Future-Proofing Headaches

When you're designing a fiber network, you're supposed to think about growth and future bandwidth needs. Okay, fine. But how far into the future? SFP+ at 10G seemed like overkill ten years ago. Now it's becoming baseline for server connections. Do you run OM3 multimode fiber that's good for 10G, or spend more on OM4 that can handle 40G and 100G over reasonable distances?

Single-mode fiber is "future-proof" in that the fiber itself can handle whatever speeds come next-the limiting factor is the transceivers and switch ports. But single-mode costs more to install, requires more expensive transceivers, and you're paying for capability you might not need for years. Or you might need it next year. Who knows?

The port count problem is related. You buy a switch with 48 ports. You populate 30 of them initially. Seems fine. Two years later you need 52 ports and you're installing another switch, dealing with stacking or fabric configurations, adding complexity. Should you have bought the bigger switch upfront? Maybe, but it cost 50% more and there's no guarantee you'd actually grow into it.

 

When Things Go Wrong

Troubleshooting fiber issues is its own skill set. The link is down. Why? Could be:

Dirty connectors (clean and recheck)

Wrong transceiver type (check specs)

Damaged fiber (run OTDR test if you have one, good luck if you don't)

Exceeded distance rating (measure the actual cable length)

Wavelength mismatch (verify both ends)

Port not configured (check switch config)

Faulty transceiver (swap and test)

Polarity reversed (check TX/RX connections)

Power budget exceeded (measure optical power)

Software bug in switch firmware (update and pray)

The problem is, these failures often look identical from the outside. "No link" is all you get.

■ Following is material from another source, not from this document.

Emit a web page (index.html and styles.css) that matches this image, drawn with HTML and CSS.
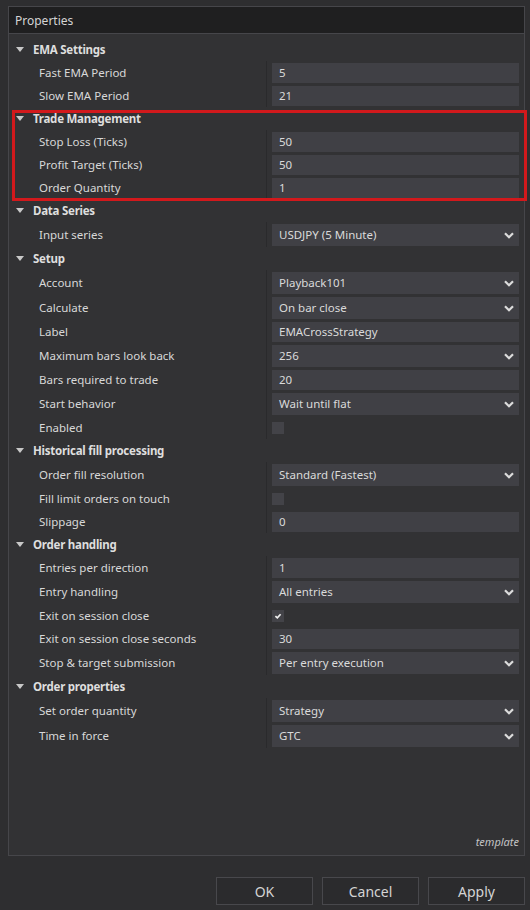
FILE: index.html
```html
<!DOCTYPE html>
<html>
<head>
<meta charset="utf-8">
<title>Properties</title>
<link rel="stylesheet" href="styles.css">
</head>
<body>
<div class="panel">
  <div class="panel-header">Properties</div>
  <div class="props">
    <div class="section"><span class="tri"></span>EMA Settings</div>
    <div class="row"><div class="label">Fast EMA Period</div><div class="value"><div class="box">5</div></div></div>
    <div class="row"><div class="label">Slow EMA Period</div><div class="value"><div class="box">21</div></div></div>

    <div class="group highlight">
      <div class="section"><span class="tri"></span>Trade Management</div>
      <div class="row"><div class="label">Stop Loss (Ticks)</div><div class="value"><div class="box">50</div></div></div>
      <div class="row"><div class="label">Profit Target (Ticks)</div><div class="value"><div class="box">50</div></div></div>
      <div class="row"><div class="label">Order Quantity</div><div class="value"><div class="box">1</div></div></div>
    </div>

    <div class="section"><span class="tri"></span>Data Series</div>
    <div class="row dd"><div class="label">Input series</div><div class="value"><div class="box select">USDJPY (5 Minute)<svg class="chev" viewBox="0 0 10 7"><path d="M1 1.2 L5 5.2 L9 1.2"/></svg></div></div></div>

    <div class="section"><span class="tri"></span>Setup</div>
    <div class="row dd"><div class="label">Account</div><div class="value"><div class="box select">Playback101<svg class="chev" viewBox="0 0 10 7"><path d="M1 1.2 L5 5.2 L9 1.2"/></svg></div></div></div>
    <div class="row dd"><div class="label">Calculate</div><div class="value"><div class="box select">On bar close<svg class="chev" viewBox="0 0 10 7"><path d="M1 1.2 L5 5.2 L9 1.2"/></svg></div></div></div>
    <div class="row"><div class="label">Label</div><div class="value"><div class="box">EMACrossStrategy</div></div></div>
    <div class="row dd"><div class="label">Maximum bars look back</div><div class="value"><div class="box select">256<svg class="chev" viewBox="0 0 10 7"><path d="M1 1.2 L5 5.2 L9 1.2"/></svg></div></div></div>
    <div class="row"><div class="label">Bars required to trade</div><div class="value"><div class="box">20</div></div></div>
    <div class="row dd"><div class="label">Start behavior</div><div class="value"><div class="box select">Wait until flat<svg class="chev" viewBox="0 0 10 7"><path d="M1 1.2 L5 5.2 L9 1.2"/></svg></div></div></div>
    <div class="row"><div class="label">Enabled</div><div class="value"><div class="check"></div></div></div>

    <div class="section"><span class="tri"></span>Historical fill processing</div>
    <div class="row dd"><div class="label">Order fill resolution</div><div class="value"><div class="box select">Standard (Fastest)<svg class="chev" viewBox="0 0 10 7"><path d="M1 1.2 L5 5.2 L9 1.2"/></svg></div></div></div>
    <div class="row"><div class="label">Fill limit orders on touch</div><div class="value"><div class="check"></div></div></div>
    <div class="row"><div class="label">Slippage</div><div class="value"><div class="box">0</div></div></div>

    <div class="section"><span class="tri"></span>Order handling</div>
    <div class="row"><div class="label">Entries per direction</div><div class="value"><div class="box">1</div></div></div>
    <div class="row dd"><div class="label">Entry handling</div><div class="value"><div class="box select">All entries<svg class="chev" viewBox="0 0 10 7"><path d="M1 1.2 L5 5.2 L9 1.2"/></svg></div></div></div>
    <div class="row"><div class="label">Exit on session close</div><div class="value"><div class="check"><svg class="tick" viewBox="0 0 12 12"><path d="M3.4 6.2 L5.3 7.9 L8.6 4.3"/></svg></div></div></div>
    <div class="row"><div class="label">Exit on session close seconds</div><div class="value"><div class="box">30</div></div></div>
    <div class="row dd"><div class="label">Stop &amp; target submission</div><div class="value"><div class="box select">Per entry execution<svg class="chev" viewBox="0 0 10 7"><path d="M1 1.2 L5 5.2 L9 1.2"/></svg></div></div></div>

    <div class="section"><span class="tri"></span>Order properties</div>
    <div class="row dd"><div class="label">Set order quantity</div><div class="value"><div class="box select">Strategy<svg class="chev" viewBox="0 0 10 7"><path d="M1 1.2 L5 5.2 L9 1.2"/></svg></div></div></div>
    <div class="row dd"><div class="label">Time in force</div><div class="value"><div class="box select">GTC<svg class="chev" viewBox="0 0 10 7"><path d="M1 1.2 L5 5.2 L9 1.2"/></svg></div></div></div>
  </div>
  <div class="template">template</div>
</div>
<div class="buttons">
  <button class="btn">OK</button>
  <button class="btn">Cancel</button>
  <button class="btn">Apply</button>
</div>
</body>
</html>
```
FILE: styles.css
```css
html, body {
  margin: 0;
  padding: 0;
}
body {
  background: #2e2e30;
  width: 530px;
  height: 910px;
  overflow: hidden;
  font-family: "Noto Sans", "Open Sans", sans-serif;
  font-size: 11.5px;
  color: #d8d8d8;
}
.panel {
  box-sizing: border-box;
  margin: 6px 0 0 8px;
  width: 517px;
  height: 850px;
  border: 1px solid #46464a;
  background: #323234;
  display: flex;
  flex-direction: column;
}
.panel-header {
  height: 26px;
  background: #1f1f20;
  border-bottom: 1px solid #46464a;
  padding-left: 6px;
  display: flex;
  align-items: center;
  font-size: 12px;
  color: #d4d4d4;
}
.props {
  padding-top: 4px;
  flex: 1;
}
.section {
  height: 23px;
  display: flex;
  align-items: center;
  font-weight: bold;
  letter-spacing: -0.25px;
  color: #dedede;
  padding-left: 7px;
}
.tri {
  width: 0;
  height: 0;
  border-left: 4px solid transparent;
  border-right: 4px solid transparent;
  border-top: 5px solid #c8c8c8;
  margin-right: 9px;
}
.row {
  height: 23px;
  display: flex;
}
.row.dd {
  height: 25px;
}
.label {
  width: 227px;
  padding-left: 30px;
  display: flex;
  align-items: center;
  color: #d8d8d8;
}
.value {
  flex: 1;
  border-left: 1px solid #2a2a2c;
  padding: 0 5px 0 5px;
  display: flex;
  align-items: center;
}
.box {
  flex: 1;
  height: 20px;
  background: #404045;
  padding-left: 7px;
  display: flex;
  align-items: center;
  color: #dadada;
  position: relative;
}
.box.select {
  height: 22px;
}
.chev {
  position: absolute;
  right: 5px;
  top: 8px;
  width: 10px;
  height: 7px;
}
.chev path {
  fill: none;
  stroke: #dcdcdc;
  stroke-width: 2.2;
}
.check {
  width: 12px;
  height: 12px;
  background: #434348;
  position: relative;
}
.tick {
  position: absolute;
  left: 0;
  top: 0;
  width: 12px;
  height: 12px;
}
.tick path {
  fill: none;
  stroke: #f0f0f0;
  stroke-width: 1.7;
}
.group {
  position: relative;
}
.highlight::after {
  content: "";
  position: absolute;
  left: 3px;
  right: -3px;
  top: 3px;
  bottom: -2px;
  border: 3px solid #d2191c;
  pointer-events: none;
}
.template {
  text-align: right;
  font-style: italic;
  font-size: 11px;
  color: #c4c4c4;
  padding: 0 5px 6px 0;
}
.buttons {
  display: flex;
  justify-content: flex-end;
  gap: 9px;
  margin-top: 21px;
  padding-right: 5px;
}
.btn {
  width: 97px;
  height: 28px;
  background: #2b2b2d;
  border: 1px solid #48484c;
  color: #d4d4d4;
  font-family: "Noto Sans", "Open Sans", sans-serif;
  font-size: 14px;
  padding: 0;
}
```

You start working through the list, swapping components, until something works. It's not elegant.

Intermittent issues are worse. Link flapping, packet loss that comes and goes, errors that spike under load. These can be caused by marginal optical power, temperature fluctuations, vibration affecting connector seating, EMI if you're running near power equipment, or about a dozen other things.

 

What I Wish Someone Had Told Me

Start with a good documentation system. Track what transceivers are in what ports, what firmware versions are running, what cable types and lengths are installed. Use proper labels. Keep spares on hand because transceivers do fail and waiting for shipping when production is down is not fun.

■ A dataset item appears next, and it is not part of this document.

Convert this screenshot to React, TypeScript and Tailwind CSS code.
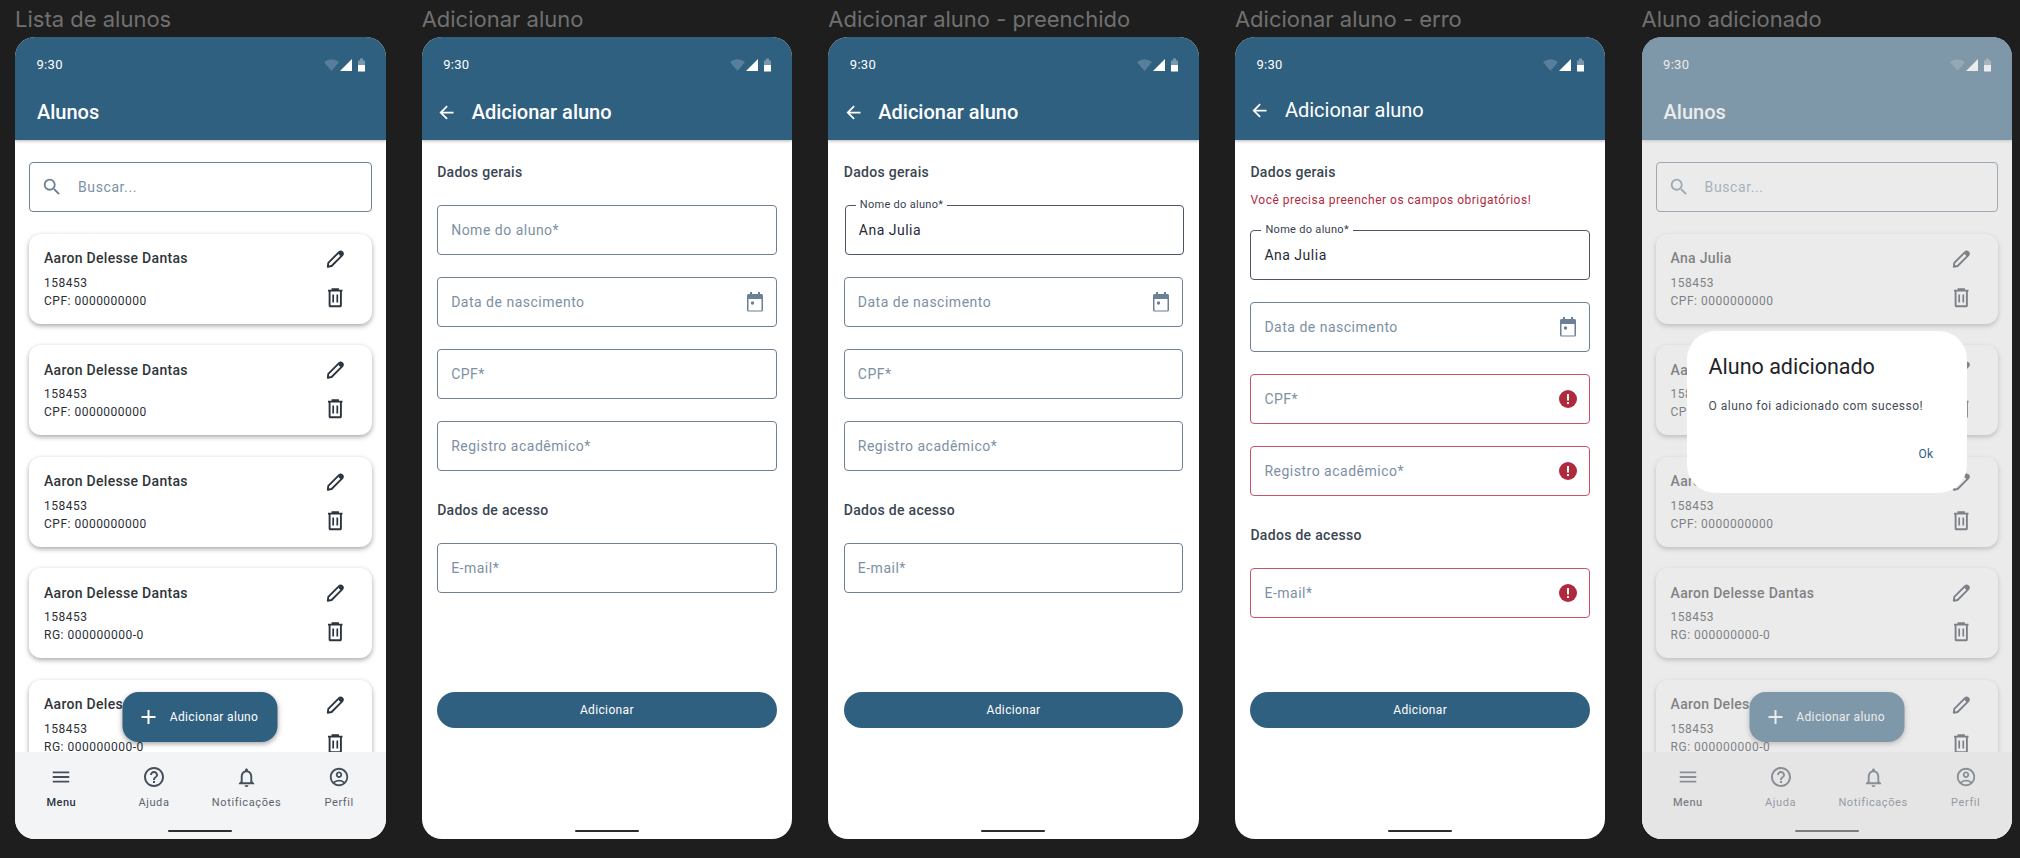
import type { ReactNode } from "react";
import {
  MdAdd,
  MdArrowBack,
  MdMenu,
  MdOutlineAccountCircle,
  MdOutlineHelpOutline,
  MdOutlineNotifications,
  MdSearch,
} from "react-icons/md";

function StatusIcons() {
  return (
    <svg width="42" height="14" viewBox="0 0 42 14" className="mr-[-1px]">
      <path d="M0 4 Q7.5 -1.5 15 4 L7.5 13z" fill="#fff" opacity="0.2" />
      <path d="M28 1v12H16z" fill="#fff" />
      <path d="M34 2.5h2V0.5h3v2h2V7h-7z" fill="#fff" opacity="0.35" />
      <path d="M34 7h7v6.5h-7z" fill="#fff" />
    </svg>
  );
}

function PencilIcon() {
  return (
    <svg width="24" height="24" viewBox="0 0 24 24" fill="none" stroke="currentColor" strokeWidth="1.9" strokeLinejoin="round">
      <path d="M4.8 20.8 L5.3 16.8 L16 6.1 Q17.6 4.7 19.2 6.1 Q20.6 7.7 19.2 9.3 L8.6 20z" />
      <path d="M16.4 6.6 L18.8 9" strokeWidth="3.2" />
    </svg>
  );
}

function TrashIcon() {
  return (
    <svg width="24" height="24" viewBox="0 0 24 24" fill="none" stroke="currentColor" strokeWidth="1.9">
      <path d="M5 4.6h14.5M9.5 4.4V3.2h5.5v1.2" />
      <path d="M6.6 5v14.4a.8.8 0 0 0 .8.8h9.7a.8.8 0 0 0 .8-.8V5" />
      <path d="M10.2 8.5v8M14.3 8.5v8" strokeWidth="1.7" />
    </svg>
  );
}

function Header({ title, back, titleUp }: { title: string; back?: boolean; titleUp?: boolean }) {
  return (
    <div className="relative z-10 h-[103px] shrink-0 bg-[#2f6080] text-white shadow-[0_1px_3px_rgba(0,0,0,0.3)]">
      <div className="flex h-[56px] items-center justify-between pl-[21.5px] pr-[21px]">
        <span className="text-[13px] tracking-[0.3px]">9:30</span>
        <StatusIcons />
      </div>
      <div className={titleUp ? "flex h-[34px] items-center" : "flex h-[38px] items-center"}>
        {back ? (
          <>
            <MdArrowBack size={21} className="ml-[14.5px] mr-[14.5px]" />
            <span className={titleUp ? "text-[20px]" : "text-[20px] font-[470]"}>{title}</span>
          </>
        ) : (
          <span className="ml-[22px] text-[20px] font-[470]">{title}</span>
        )}
      </div>
    </div>
  );
}

function StudentCard({ name, doc }: { name: string; doc: string }) {
  return (
    <div className="flex h-[90px] shrink-0 justify-between rounded-[12px] bg-white pl-[15px] pr-[25px] pt-[12px] shadow-[0_2px_5px_rgba(0,0,0,0.35)]">
      <div className="pt-[2.5px]">
        <div className="text-[14px] font-[480] leading-[20px] tracking-[0.3px] text-[#30353b]">{name}</div>
        <div className="mt-[5.5px] text-[12px] leading-[18px] tracking-[0.5px] text-[#2a2f36]">158453</div>
        <div className="text-[12px] leading-[18px] tracking-[0.5px] text-[#2a2f36]">{doc}</div>
      </div>
      <div className="flex flex-col gap-[16px] text-[#2b3540]">
        <PencilIcon />
        <TrashIcon />
      </div>
    </div>
  );
}

const navItems = [
  { label: "Menu", icon: <MdMenu size={22} /> },
  { label: "Ajuda", icon: <MdOutlineHelpOutline size={24} /> },
  { label: "Notificações", icon: <MdOutlineNotifications size={23} /> },
  { label: "Perfil", icon: <MdOutlineAccountCircle size={22} /> },
];

function BottomNav() {
  return (
    <div className="relative h-[87px] shrink-0 bg-[#f3f4f6]">
      <div className="grid grid-cols-4 pt-[13px]">
        {navItems.map((item, i) => (
          <div key={item.label} className="flex flex-col items-center gap-[2px]">
            <span className="flex h-[24px] items-center text-[#46505c]">{item.icon}</span>
            <span
              className={
                i === 0
                  ? "text-[11px] font-medium leading-[24px] tracking-[0.5px] text-[#2b3440]"
                  : "text-[11px] leading-[24px] tracking-[0.6px] text-[#5b6470]"
              }
            >
              {item.label}
            </span>
          </div>
        ))}
      </div>
      <div className="absolute bottom-[7px] left-[153px] h-[2px] w-[64px] rounded-full bg-[#2d2d2d]" />
    </div>
  );
}

function ListScreen({ first }: { first: string }) {
  return (
    <>
      <Header title="Alunos" />
      <div className="flex min-h-0 flex-1 flex-col gap-[21.5px] overflow-hidden px-[14px] pt-[22px]">
        <div className="flex h-[50px] shrink-0 items-center rounded-[4px] border border-[#6f8095] pl-[11px] text-[#6f8095]">
          <MdSearch size={22} />
          <span className="ml-[15px] text-[14px] tracking-[0.6px] text-[#7d8fa3]">Buscar...</span>
        </div>
        <StudentCard name={first} doc="CPF: 0000000000" />
        <StudentCard name="Aaron Delesse Dantas" doc="CPF: 0000000000" />
        <StudentCard name="Aaron Delesse Dantas" doc="CPF: 0000000000" />
        <StudentCard name="Aaron Delesse Dantas" doc="RG: 000000000-0" />
        <StudentCard name="Aaron Delesse Dantas" doc="RG: 000000000-0" />
      </div>
      <BottomNav />
      <div className="absolute bottom-[97px] left-1/2 flex h-[50px] w-[155px] -translate-x-1/2 items-center rounded-[16px] bg-[#2f6080] pl-[14px] text-white shadow-[0_2px_5px_rgba(0,0,0,0.35)]">
        <MdAdd size={24} />
        <span className="ml-[9px] text-[12px] font-[450] tracking-[0.35px]">Adicionar aluno</span>
      </div>
    </>
  );
}

function CalendarIcon() {
  return (
    <svg width="24" height="24" viewBox="0 0 24 24" fill="#6b7f95" className="translate-y-[0.5px]">
      <path
        fillRule="evenodd"
        d="M7 1.5h2v2h6v-2h2v2h1.5a1.5 1.5 0 0 1 1.5 1.5v14.5a1.5 1.5 0 0 1-1.5 1.5h-13A1.5 1.5 0 0 1 4 19.5V5a1.5 1.5 0 0 1 1.5-1.5H7v-2zM5.5 8.5v11.5h13V8.5h-13z"
      />
      <circle cx="9.5" cy="12.5" r="1.7" />
    </svg>
  );
}

function ErrorIcon() {
  return (
    <svg width="24" height="24" viewBox="0 0 24 24">
      <circle cx="12" cy="12" r="9" fill="#b02a3e" />
      <path d="M11 7h2v6.5h-2zM11 15h2v2h-2z" fill="#fff" />
    </svg>
  );
}

function Field({ label, value, error, icon, nudge }: { label: string; value?: string; error?: boolean; icon?: ReactNode; nudge?: boolean }) {
  const border = error ? "border-[#c9546a]" : value ? "border-[#4b5563]" : "border-[#6f8095]";
  return (
    <div
      className={`relative flex h-[50px] shrink-0 items-center justify-between rounded-[4px] border pl-[13px] pr-[9px] ${border} ${
        nudge ? "ml-[1px] mr-[-1px]" : ""
      }`}
    >
      {value && (
        <span className="absolute left-[10px] top-[-8px] bg-white px-[4px] text-[11px] leading-[14px] tracking-[0.3px] text-[#374151]">
          {label}
        </span>
      )}
      <span className={value ? "text-[14px] tracking-[0.5px] text-[#1f2937]" : "text-[14px] tracking-[0.5px] text-[#7d8fa3]"}>
        {value ?? label}
      </span>
      {error ? <ErrorIcon /> : icon}
    </div>
  );
}

function SectionTitle({ children }: { children: ReactNode }) {
  return <div className="text-[14px] font-[480] leading-[20px] tracking-[0.3px] text-[#3a4552]">{children}</div>;
}

function FormScreen({ filled, error }: { filled?: boolean; error?: boolean }) {
  return (
    <>
      <Header title="Adicionar aluno" back titleUp={error} />
      <div className="flex min-h-0 flex-1 flex-col px-[15.5px] pb-[111.5px] pt-[22px]">
        <SectionTitle>Dados gerais</SectionTitle>
        {error ? (
          <div className="mb-[21px] mt-[9px] text-[12px] leading-[18px] tracking-[0.5px] text-[#b02a3e]">
            Você precisa preencher os campos obrigatórios!
          </div>
        ) : (
          <div className="h-[23px]" />
        )}
        <div className="flex flex-col gap-[22px]">
          <Field label="Nome do aluno*" value={filled ? "Ana Julia" : undefined} nudge={filled && !error} />
          <Field label="Data de nascimento" icon={<CalendarIcon />} />
          <Field label="CPF*" error={error} />
          <Field label="Registro acadêmico*" error={error} />
        </div>
        <div className="mt-[29px]">
          <SectionTitle>Dados de acesso</SectionTitle>
        </div>
        <div className="mt-[23px]">
          <Field label="E-mail*" error={error} />
        </div>
        <button className="mt-auto h-[36px] shrink-0 rounded-full bg-[#2f6080] text-[12px] font-[450] tracking-[0.35px] text-white">
          Adicionar
        </button>
      </div>
      <div className="absolute bottom-[7px] left-[153px] h-[2px] w-[64px] rounded-full bg-[#2d2d2d]" />
    </>
  );
}

function Frame({ title, children }: { title: string; children: ReactNode }) {
  return (
    <div className="w-[370.5px] shrink-0">
      <div className="flex h-[37px] items-center whitespace-nowrap pt-[2px] font-['Inter',sans-serif] text-[22px] text-[#707070]">{title}</div>
      <div className="relative flex h-[802px] flex-col overflow-hidden rounded-[20px] bg-white">{children}</div>
    </div>
  );
}

export default function App() {
  return (
    <div className="flex h-[858px] w-[2020px] gap-[36.15px] overflow-hidden bg-[#1e1e1e] pl-[15px] font-['Roboto',sans-serif]">
      <Frame title="Lista de alunos">
        <ListScreen first="Aaron Delesse Dantas" />
      </Frame>
      <Frame title="Adicionar aluno">
        <FormScreen />
      </Frame>
      <Frame title="Adicionar aluno - preenchido">
        <FormScreen filled />
      </Frame>
      <Frame title="Adicionar aluno - erro">
        <FormScreen filled error />
      </Frame>
      <Frame title="Aluno adicionado">
        <ListScreen first="Ana Julia" />
        {/* scrim */}
        <div className="absolute inset-0 z-20 bg-[#d5d5d5]/[0.48]" />
        <div className="absolute left-[45px] top-[294px] z-30 flex h-[162px] w-[280px] flex-col rounded-[28px] bg-white pl-[22px] pr-[33px]">
          <div className="mt-[22px] text-[21.5px] leading-[28px] text-[#1f2328]">Aluno adicionado</div>
          <div className="mt-[16px] text-[12px] leading-[18px] tracking-[0.5px] text-[#444b55]">O aluno foi adicionado com sucesso!</div>
          <div className="mt-[30px] text-right text-[12px] font-[450] leading-[18px] tracking-[0.4px] text-[#2f6080]">Ok</div>
        </div>
      </Frame>
    </div>
  );
}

Buy from reputable vendors even if it costs more. The cheapest possible optics might save money initially, but troubleshooting weird compatibility issues isn't free. Your time has value.

Test everything before deployment. Optical power levels, error rates, speed tests. Don't assume it works just because the link comes up.

And maybe most importantly: specialized ports aren't a bug, they're a feature. The modularity gives you flexibility to match the exact fiber type, distance, and speed requirements for each connection. It's just that the learning curve is steeper than anyone admits upfront.

The technology works. Once you understand what you're dealing with, fiber optics are reliable and fast and handle the bandwidth demands of modern networks better than anything else. But that "once you understand" part? That takes time, mistakes, and probably some late nights staring at unlit port LEDs wondering what you did wrong.

It's fine. Everyone goes through it.